Em sessão especial que lotou o plenário da Assembleia Legislativa na manhã da última sexta-feira (24), parlamentares, sindicalistas e representantes de movimentos sociais criticaram a Medida Provisória 868/2018, que desestrutura o setor de saneamento no Brasil e facilita a privatização dos serviços de água e esgoto. A proposta tem relatoria do senador cearense Tasso Jereissati (PSDB) e é mais um duro golpe contra os direitos sociais e os serviços públicos patrocinado pelo governo Bolsonaro.
Para o Sindicato dos Trabalhadores em Água, Esgoto e Meio Ambiente do Ceará (Sindiagua), a MP é repleta de inconstitucionalidades. Ela viola a titularidade do saneamento e busca inviabilizar economicamente as companhias estaduais - entre elas, a Cagece -, o que acabaria com o mecanismo solidário do subsídio cruzado que garante que o valor arrecadado com as tarifas das cidades ricas viabilizem o abastecimento nas regiões pobres. Além disso, ao assumir a gestão da água sem concorrentes, a concessionária privada começa a cometer abusos em nome do lucro, com imediata queda da qualidade do serviço.
"Nos anos 90, o então governador Tasso Jereissati tentou entregar a Cagece para multinacionais francesas. Naquela época, a luta dos trabalhadores impediu esse convescote que privatizaria a água e o esgoto. Se nós vencemos nos anos 90, vamos vencer novamente desta vez", afirmou Renato durante a sessão. "O capitalismo não tem ética. Ele retira direitos e mercantiliza a vida e a natureza. Ele retira todas as regulações democráticas.

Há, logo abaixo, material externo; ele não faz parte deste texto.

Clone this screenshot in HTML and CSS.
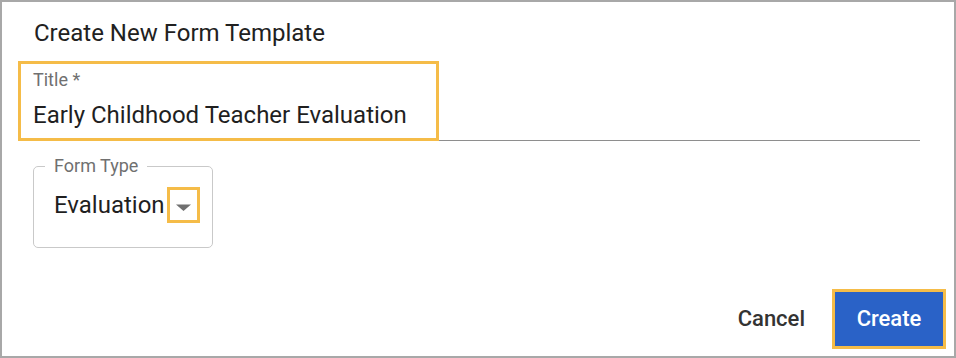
FILE: index.html
```html
<!DOCTYPE html>
<html lang="en">
<head>
<meta charset="utf-8">
<title>Create New Form Template</title>
<link rel="stylesheet" href="styles.css">
</head>
<body>
<div class="dialog">
  <h2 class="dialog-title">Create New Form Template</h2>
  <div class="content">
    <div class="text-field">
      <span class="highlight"></span>
      <label class="field-label">Title *</label>
      <div class="field-value">Early Childhood Teacher Evaluation</div>
    </div>
    <fieldset class="select-field">
      <legend class="select-legend">Form Type</legend>
      <div class="select-row">
        <span class="select-value">Evaluation</span>
        <span class="arrow-box">
          <svg class="arrow" viewBox="0 0 15 7" width="15" height="7"><path d="M0 0.5h15L7.5 7z" fill="#707070"/></svg>
        </span>
      </div>
    </fieldset>
  </div>
  <div class="actions">
    <button class="btn btn-text">Cancel</button>
    <button class="btn btn-primary">Create</button>
  </div>
</div>
</body>
</html>
```

FILE: styles.css
```css
html, body {
  margin: 0;
  padding: 0;
  background: #ffffff;
}

body {
  font-family: Roboto, "Liberation Sans", Arial, sans-serif;
  color: #202020;
}

.dialog {
  width: 956px;
  height: 358px;
  box-sizing: border-box;
  border: 2px solid #a8a8a8;
  display: flex;
  flex-direction: column;
  background: #fff;
}

.dialog-title {
  margin: 0;
  padding: 17px 0 0 32px;
  font-size: 24px;
  line-height: 28px;
  font-weight: 400;
  color: #212121;
}

.content {
  padding: 0 34px 0 31px;
  display: flex;
  flex-direction: column;
  align-items: flex-start;
}

.text-field {
  position: relative;
  align-self: stretch;
  margin-top: 22px;
  border-bottom: 1px solid #8e8e8e;
  padding-bottom: 11px;
}

.highlight {
  position: absolute;
  left: -15px;
  top: -8px;
  width: 421px;
  height: 80px;
  box-sizing: border-box;
  border: 3px solid #f5bc48;
  pointer-events: none;
}

.field-label {
  display: block;
  font-size: 18px;
  line-height: 22px;
  color: #707070;
}

.field-value {
  margin-top: 10px;
  font-size: 24px;
  line-height: 28px;
  color: #1f1f1f;
}

.select-field {
  margin: 14px 0 0 0;
  width: 180px;
  box-sizing: border-box;
  border: 1px solid #c9c9c9;
  border-radius: 5px;
  padding: 10px 8px 24px 11px;
  min-width: 0;
}

.select-legend {
  padding: 0 9px;
  font-size: 18px;
  line-height: 22px;
  color: #707070;
}

.select-row {
  display: flex;
  align-items: center;
  padding-left: 9px;
}

.select-value {
  font-size: 24px;
  line-height: 28px;
  color: #1f1f1f;
  white-space: nowrap;
}

.arrow-box {
  flex-shrink: 0;
  margin-left: 2px;
  width: 33px;
  height: 36px;
  box-sizing: border-box;
  border: 3px solid #f5bc48;
  display: flex;
  align-items: center;
  justify-content: center;
  padding-top: 5px;
}

.arrow {
  display: block;
}

.actions {
  margin-top: auto;
  display: flex;
  justify-content: flex-end;
  align-items: center;
  padding: 0 11px 10px 0;
}

.btn {
  font-family: Roboto, "Liberation Sans", Arial, sans-serif;
  font-size: 22px;
  line-height: 26px;
  font-weight: 500;
  border: none;
  background: none;
  cursor: pointer;
}

.btn-text {
  color: #333333;
  padding: 14px 12px;
  margin-right: 18px;
}

.btn-primary {
  width: 108px;
  height: 54px;
  padding: 0;
  background: #2a62c7;
  color: #ffffff;
  outline: 3px solid #f5bc48;
}
```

Para nós, a água é um direito fundamental; para o capitalismo, ela é uma mercadoria".
Segundo levantamento feito pelo Sindiágua, a privatização coloca o Brasil na contramão da tendência mundial de reestatização da água e do saneamento. Nos últimos anos, mais de 260 cidades em todo o mundo - entre elas, Paris, Atlanta, Buenos Aires e Berlim - reverteram seus processos de privatização após aumentos exorbitantes de tarifas e enormes prejuízos causados às populações. Em Paris, as tarifas privatizadas chegaram a aumentar mais de 250%, o que forçou a cidade a devolver a gestão do serviço para o Estado.
Em sua intervenção, Renato lembrou os casos de Buenos Aires e La Paz, capitais latino-americanas que tiveram suas águas privatizadas e que depois de alguns anos também tiveram de reestatizar os serviços. "Isso só foi possível mediante desobediência civil. Em Buenos Aires, houve um gigantesco levante pelo não pagamento de contas por conta da deterioração do serviço e pela contaminação da água que estava sendo servida pela empresa privada. É importante, portanto, que a sociedade tenha consciência desses processos e dessa luta", defendeu.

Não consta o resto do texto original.